We conclude from this idealized scenario that 2D dipolar-vortex columns form an effective mechanism for the generation of scalar fronts.

Since temperature fronts are a relevant large-scale feature of the SBL, and indeed, both observations (e.g., Balsley et al. 2003) and numerical simulations show that coherent vortex structures such as hairpins (Adrian 2007) are the rule rather than the exception in the SBL, the corresponding dynamics should be captured properly by numerical models for the SBL. The results indicate that the severity of the temperature front is sensitive to the value of the Reynolds number or the effective Reynolds number equivalent. For large-eddy simulation, a diffusive subgrid-scale closure is typically invoked to model the flow at the unresolved scales, of which there are a large variety of formulations, and as such, the modelling of flow problems as discussed herein is likely to be sensitive to the details of the chosen closure.

Fig. 4
figure 4

A snapshot of the adaptive quadtree-grid structure and the \(\Vert \nabla s\Vert \) field at \(t = 10RU^{-1}\) for the simulation with Re = 800. Blue and red colours indicate regions with low and high values for the scalar gradient (\(\Vert \nabla s\Vert \)), respectively. See the supplementary material for a movie depicting the evolution of this snapshot (Electronic Supplementary Material 2 ‘Re800-grid.mp4’)

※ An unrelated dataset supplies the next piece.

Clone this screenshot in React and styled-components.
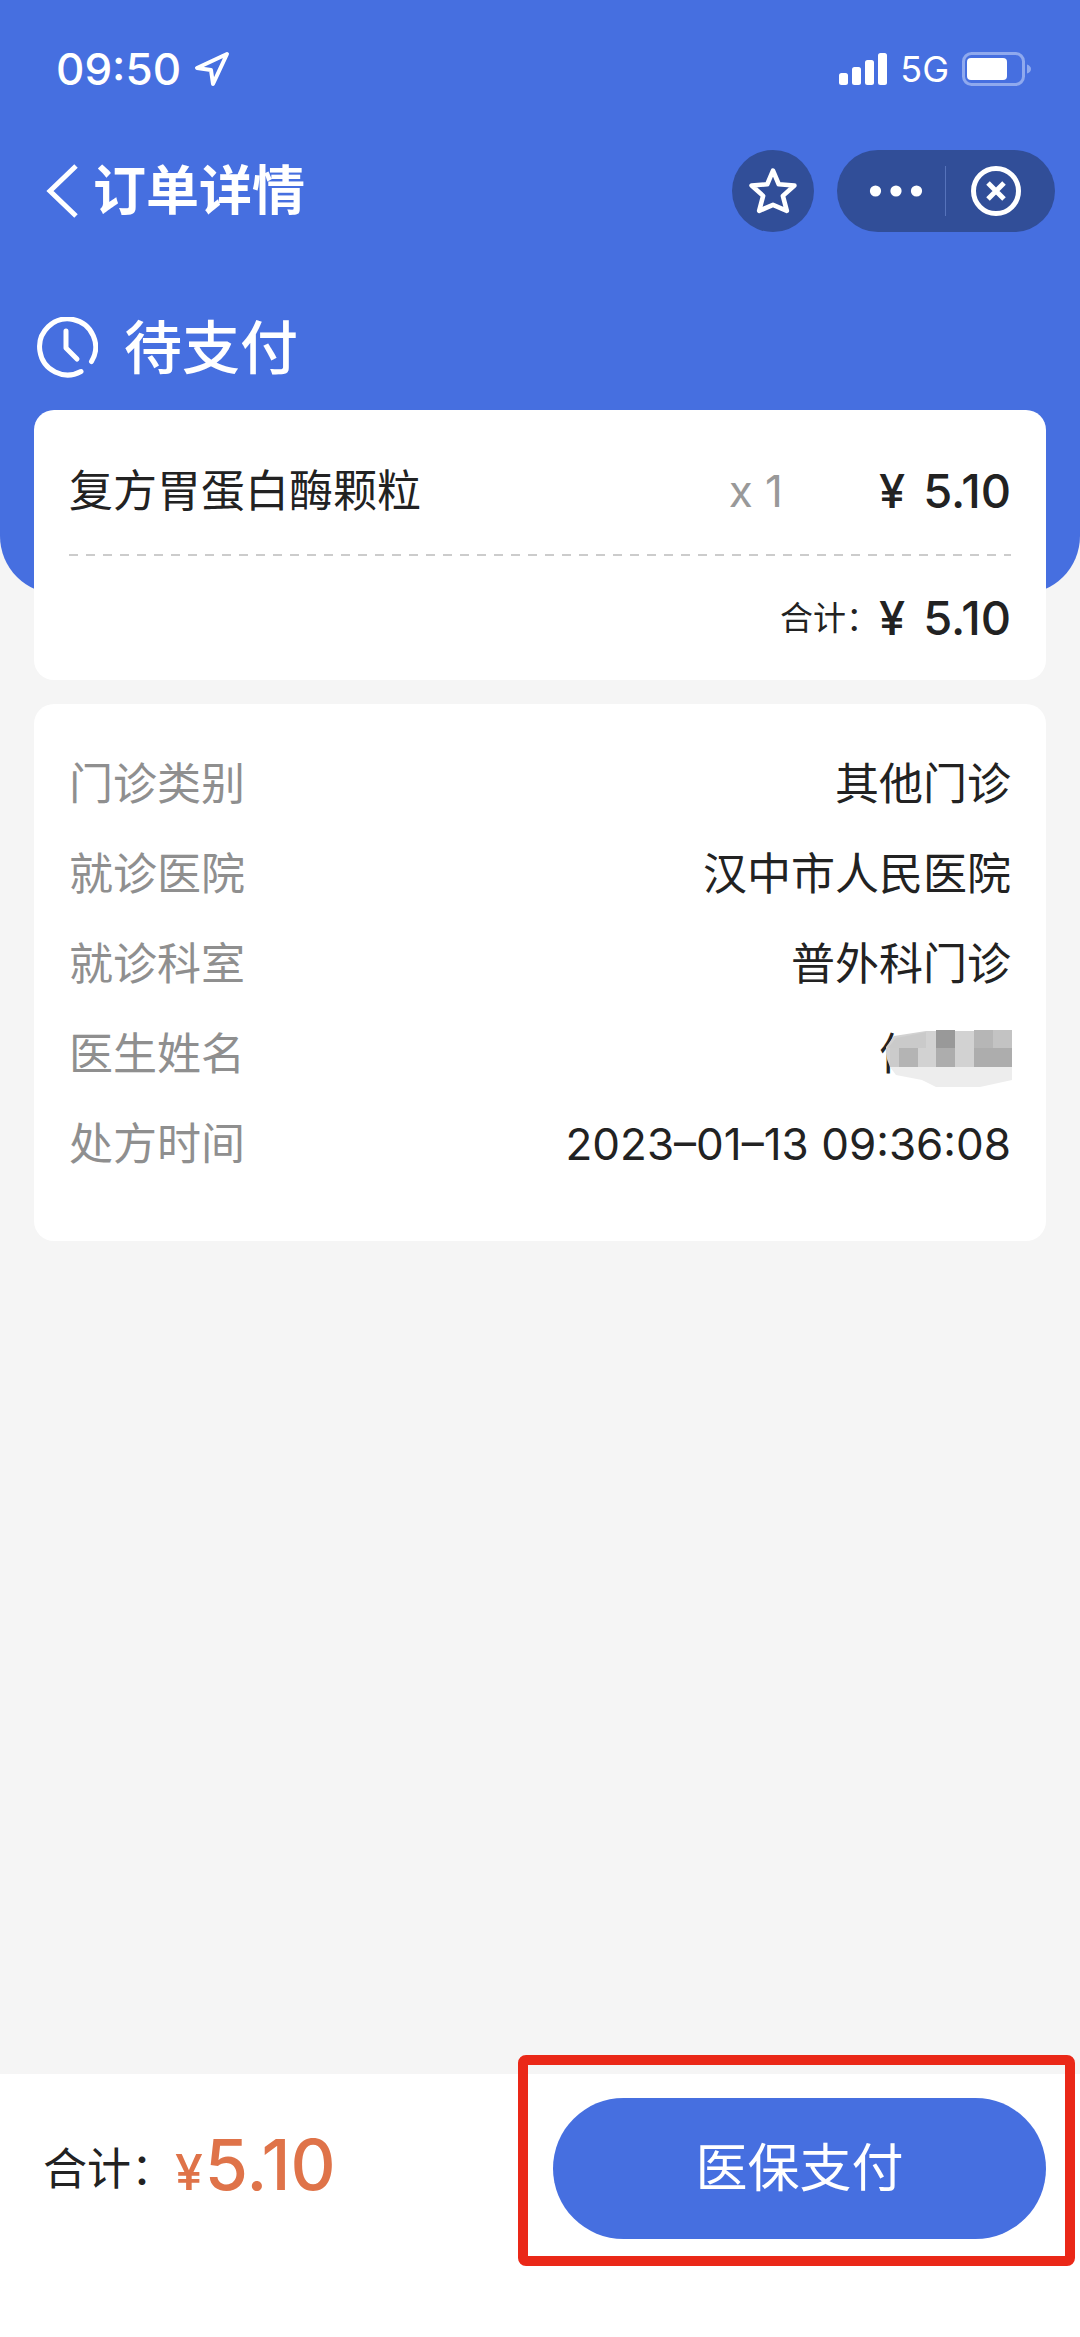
import React from "react";
import styled, { createGlobalStyle } from "styled-components";

const GlobalStyle = createGlobalStyle`
  * {
    box-sizing: border-box;
  }

  body {
    margin: 0;
    background: #f5f5f5;
    color: #222;
    font-family: Inter, "Noto Sans CJK SC", sans-serif;
    font-size: 44px;
    line-height: 60px;
  }

  button {
    border: none;
    padding: 0;
    background: none;
    color: inherit;
    font: inherit;
    cursor: pointer;
  }

  svg {
    display: block;
    flex-shrink: 0;
  }
`;

const Page = styled.div`
  display: flex;
  flex-direction: column;
  min-height: 100vh;
`;

const Header = styled.header`
  padding-bottom: 184px;
  border-radius: 0 0 58px 58px;
  background: #466fe0;
  color: #fff;
`;

const StatusBar = styled.div`
  display: flex;
  align-items: center;
  justify-content: space-between;
  height: 138px;
  padding: 0 48px 0 56px;
`;

const StatusGroup = styled.div`
  display: flex;
  align-items: center;
  gap: 13px;
`;

const Time = styled.span`
  font-weight: 500;
`;

const Network = styled.span`
  font-size: 36px;
`;

const NavBar = styled.nav`
  display: flex;
  align-items: center;
  justify-content: space-between;
  height: 106px;
  padding: 0 25px 0 45px;
`;

const NavLeft = styled.div`
  display: flex;
  align-items: center;
  gap: 14px;
`;

const Title = styled.h1`
  margin: 0;
  font-size: 53px;
  font-weight: 700;
`;

const NavRight = styled.div`
  display: flex;
  gap: 23px;
`;

const StarButton = styled.button`
  display: flex;
  align-items: center;
  justify-content: center;
  width: 82px;
  height: 82px;
  border-radius: 50%;
  background: #314e98;
`;

const Capsule = styled.div`
  display: grid;
  grid-template-columns: 1fr 1fr;
  align-items: center;
  width: 218px;
  height: 82px;
  border-radius: 41px;
  background: #314e98;

  button {
    display: flex;
    align-items: center;
    height: 50px;
  }
`;

const MoreButton = styled.button`
  justify-content: flex-end;
  && {
    padding-right: 22px;
    border-right: 1px solid #5673bb;
  }
`;

const CloseButton = styled.button`
  && {
    padding-left: 25px;
  }
`;

const OrderState = styled.div`
  display: flex;
  align-items: center;
  gap: 26px;
  height: 124px;
  margin-top: 42px;
  padding: 0 36px;
  font-size: 58px;
  font-weight: 500;
`;

const Content = styled.main`
  display: flex;
  flex-direction: column;
  gap: 24px;
  margin-top: -184px;
  padding: 0 34px;
`;

const Card = styled.section`
  padding: ${(props) => props.$padding};
  border-radius: 20px;
  background: #fff;
`;

const ProductRow = styled.div`
  display: flex;
  align-items: center;
  height: 126px;
`;

const ProductName = styled.span`
  flex: 1;
`;

const Quantity = styled.span`
  margin-right: 96px;
  color: #999;
`;

const PriceText = styled.span`
  display: flex;
  gap: 18px;
  font-size: 47px;
  font-weight: 500;
`;

const Divider = styled.div`
  height: 2px;
  background: repeating-linear-gradient(
    to right,
    #ccc 0 9px,
    transparent 9px 17px
  );
`;

const TotalRow = styled.div`
  display: flex;
  align-items: center;
  justify-content: flex-end;
  height: 124px;
`;

const TotalLabel = styled.span`
  font-size: 33px;
`;

const InfoList = styled.dl`
  margin: 0;
`;

const InfoRow = styled.div`
  display: flex;
  align-items: center;
  justify-content: space-between;
  height: 90px;

  dt {
    color: #8f8f8f;
  }

  dd {
    margin: 0;
  }
`;

const MaskedName = styled.span`
  display: block;
  position: relative;
  width: 132px;

  svg {
    position: absolute;
    top: 6px;
    right: -1px;
  }
`;

const Footer = styled.footer`
  display: grid;
  grid-template-columns: 1fr 1fr;
  gap: 26px;
  margin-top: auto;
  padding: 24px 34px 98px;
  background: #fff;
`;

const FooterTotal = styled.div`
  display: flex;
  align-items: center;
  padding-left: 9px;
`;

const Amount = styled.span`
  color: #df7349;
  font-size: 70px;
  font-weight: 500;

  small {
    margin-right: 2px;
    font-size: 50px;
  }
`;

const PayArea = styled.div`
  position: relative;
`;

const PayButton = styled.button`
  && {
    width: 100%;
    height: 141px;
    border-radius: 71px;
    background: #466fe0;
    color: #fff;
    font-size: 52px;
  }
`;

// red frame drawn over the pay button
const Highlight = styled.div`
  position: absolute;
  inset: -43px -29px -27px -35px;
  border: 10px solid #ea2818;
  border-radius: 8px;
  pointer-events: none;
`;

const LocationIcon = () => (
  <svg width="36" height="36" viewBox="0 0 36 36" fill="none">
    <path
      d="M33 3 3 17l14 2 2 14z"
      stroke="#fff"
      strokeWidth="4"
      strokeLinejoin="round"
    />
  </svg>
);

const SignalIcon = () => (
  <svg width="48" height="32" viewBox="0 0 48 32" fill="#fff">
    <rect x="0" y="20" width="9" height="12" rx="2.500" />
    <rect x="13" y="14" width="9" height="18" rx="2.500" />
    <rect x="26" y="7" width="9" height="25" rx="2.500" />
    <rect x="39" y="0" width="9" height="32" rx="2.500" />
  </svg>
);

const BatteryIcon = () => (
  <svg width="70" height="34" viewBox="0 0 70 34">
    <rect
      x="1.500"
      y="1.500"
      width="60"
      height="31"
      rx="8"
      fill="none"
      stroke="#8fa9ee"
      strokeWidth="3"
    />
    <rect x="5" y="6" width="40" height="22" rx="4" fill="#fff" />
    <path d="M65 12.500q4 1.500 4 4.500t-4 4.500z" fill="#8fa9ee" />
  </svg>
);

const BackIcon = () => (
  <svg width="34" height="54" viewBox="0 0 34 54" fill="none">
    <path d="M31 2 5 27l26 25" stroke="#fff" strokeWidth="5" />
  </svg>
);

const StarIcon = () => (
  <svg width="48" height="48" viewBox="0 0 52 52" fill="none">
    <path
      d="M26 4l6.200 14.700 17 1.400-12.500 11.200L41 47.500 26 41 11 47.500l4.300-16.200L2.800 20.100l17-1.400z"
      stroke="#fff"
      strokeWidth="5"
      strokeLinejoin="round"
    />
  </svg>
);

const MoreIcon = () => (
  <svg width="54" height="12" viewBox="0 0 54 12" fill="#fff">
    <circle cx="6.500" cy="6" r="5.600" />
    <circle cx="27" cy="6" r="5.600" />
    <circle cx="47.500" cy="6" r="5.600" />
  </svg>
);

const CloseIcon = () => (
  <svg width="50" height="50" viewBox="0 0 50 50" fill="none" stroke="#fff">
    <circle cx="25" cy="25" r="22.500" strokeWidth="5" />
    <path d="M17 17l16 16M33 17 17 33" strokeWidth="5" />
  </svg>
);

const ClockIcon = () => (
  <svg width="62" height="62" viewBox="0 0 62 62" fill="none">
    <g
      stroke="#fff"
      strokeWidth="5"
      strokeLinecap="round"
      strokeLinejoin="round"
    >
      <path d="M45 54.500A28 28 0 1 1 55.500 44.500" />
      <path d="M30 14v17l11 11" />
    </g>
  </svg>
);

const Mosaic = () => (
  <svg width="126" height="57" viewBox="0 0 126 57">
    <path d="M0 17 8 6 40 1h86v36H4Q-1 27 0 17z" fill="#d2d2d2" />
    <path d="M4 37h122v13L94 57H50L36 50 10 45z" fill="#ededed" />
    <path d="M10 8 40 2v16H2z" fill="#cacaca" />
    <path d="M4 18h9v19H4z" fill="#cbcbcb" />
    <rect x="13" y="18" width="19" height="19" fill="#b4b4b4" />
    <rect x="50" y="0" width="19" height="18" fill="#999" />
    <rect x="50" y="18" width="19" height="19" fill="#adadad" />
    <rect x="88" y="0" width="19" height="18" fill="#b6b6b6" />
    <rect x="107" y="0" width="19" height="18" fill="#c3c3c3" />
    <rect x="88" y="18" width="38" height="19" fill="#adadad" />
  </svg>
);

const Price = ({ value }) => (
  <PriceText>
    <span>¥</span>
    <span>{value}</span>
  </PriceText>
);

const info = [
  { label: "门诊类别", value: "其他门诊" },
  { label: "就诊医院", value: "汉中市人民医院" },
  { label: "就诊科室", value: "普外科门诊" },
  { label: "医生姓名", value: "何", masked: true },
  { label: "处方时间", value: "2023–01–13 09:36:08" },
];

function App() {
  return (
    <Page>
      <GlobalStyle />
      <Header>
        <StatusBar>
          <StatusGroup>
            <Time>09:50</Time>
            <LocationIcon />
          </StatusGroup>
          <StatusGroup>
            <SignalIcon />
            <Network>5G</Network>
            <BatteryIcon />
          </StatusGroup>
        </StatusBar>
        <NavBar>
          <NavLeft>
            <button aria-label="返回">
              <BackIcon />
            </button>
            <Title>订单详情</Title>
          </NavLeft>
          <NavRight>
            <StarButton aria-label="收藏">
              <StarIcon />
            </StarButton>
            <Capsule>
              <MoreButton aria-label="更多">
                <MoreIcon />
              </MoreButton>
              <CloseButton aria-label="关闭">
                <CloseIcon />
              </CloseButton>
            </Capsule>
          </NavRight>
        </NavBar>
        <OrderState>
          <ClockIcon />
          待支付
        </OrderState>
      </Header>

      <Content>
        <Card $padding="18px 35px 0">
          <ProductRow>
            <ProductName>复方胃蛋白酶颗粒</ProductName>
            <Quantity>x 1</Quantity>
            <Price value="5.10" />
          </ProductRow>
          <Divider />
          <TotalRow>
            <TotalLabel>合计：</TotalLabel>
            <Price value="5.10" />
          </TotalRow>
        </Card>
        <Card $padding="35px 35px 52px">
          <InfoList>
            {info.map((item) => (
              <InfoRow key={item.label}>
                <dt>{item.label}</dt>
                <dd>
                  {item.masked ? (
                    <MaskedName>
                      {item.value}
                      <Mosaic />
                    </MaskedName>
                  ) : (
                    item.value
                  )}
                </dd>
              </InfoRow>
            ))}
          </InfoList>
        </Card>
      </Content>

      <Footer>
        <FooterTotal>
          <span>合计：</span>
          <Amount>
            <small>¥</small>5.10
          </Amount>
        </FooterTotal>
        <PayArea>
          <PayButton>医保支付</PayButton>
          <Highlight />
        </PayArea>
      </Footer>
    </Page>
  );
}

export default App;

The present example of the 2D surrogate system clearly shows that scalar fronts (e.g., of temperature) may emerge that are much smaller in width than the eddy size itself, and so this challenge was approached by studying a reduced-dimensional problem with respect to the realistic SBL, and an adaptive grid was employed to focus the computer resources. Figure 4 depicts the \(\Vert \nabla s\Vert \) field and the corresponding adaptive-grid structure used for the computations at \(t = 10 RU^{-1}\) for Re = 800. For this dynamical system, a high resolution is required to capture the thin scalar boundary layer at the vortex-structure edge.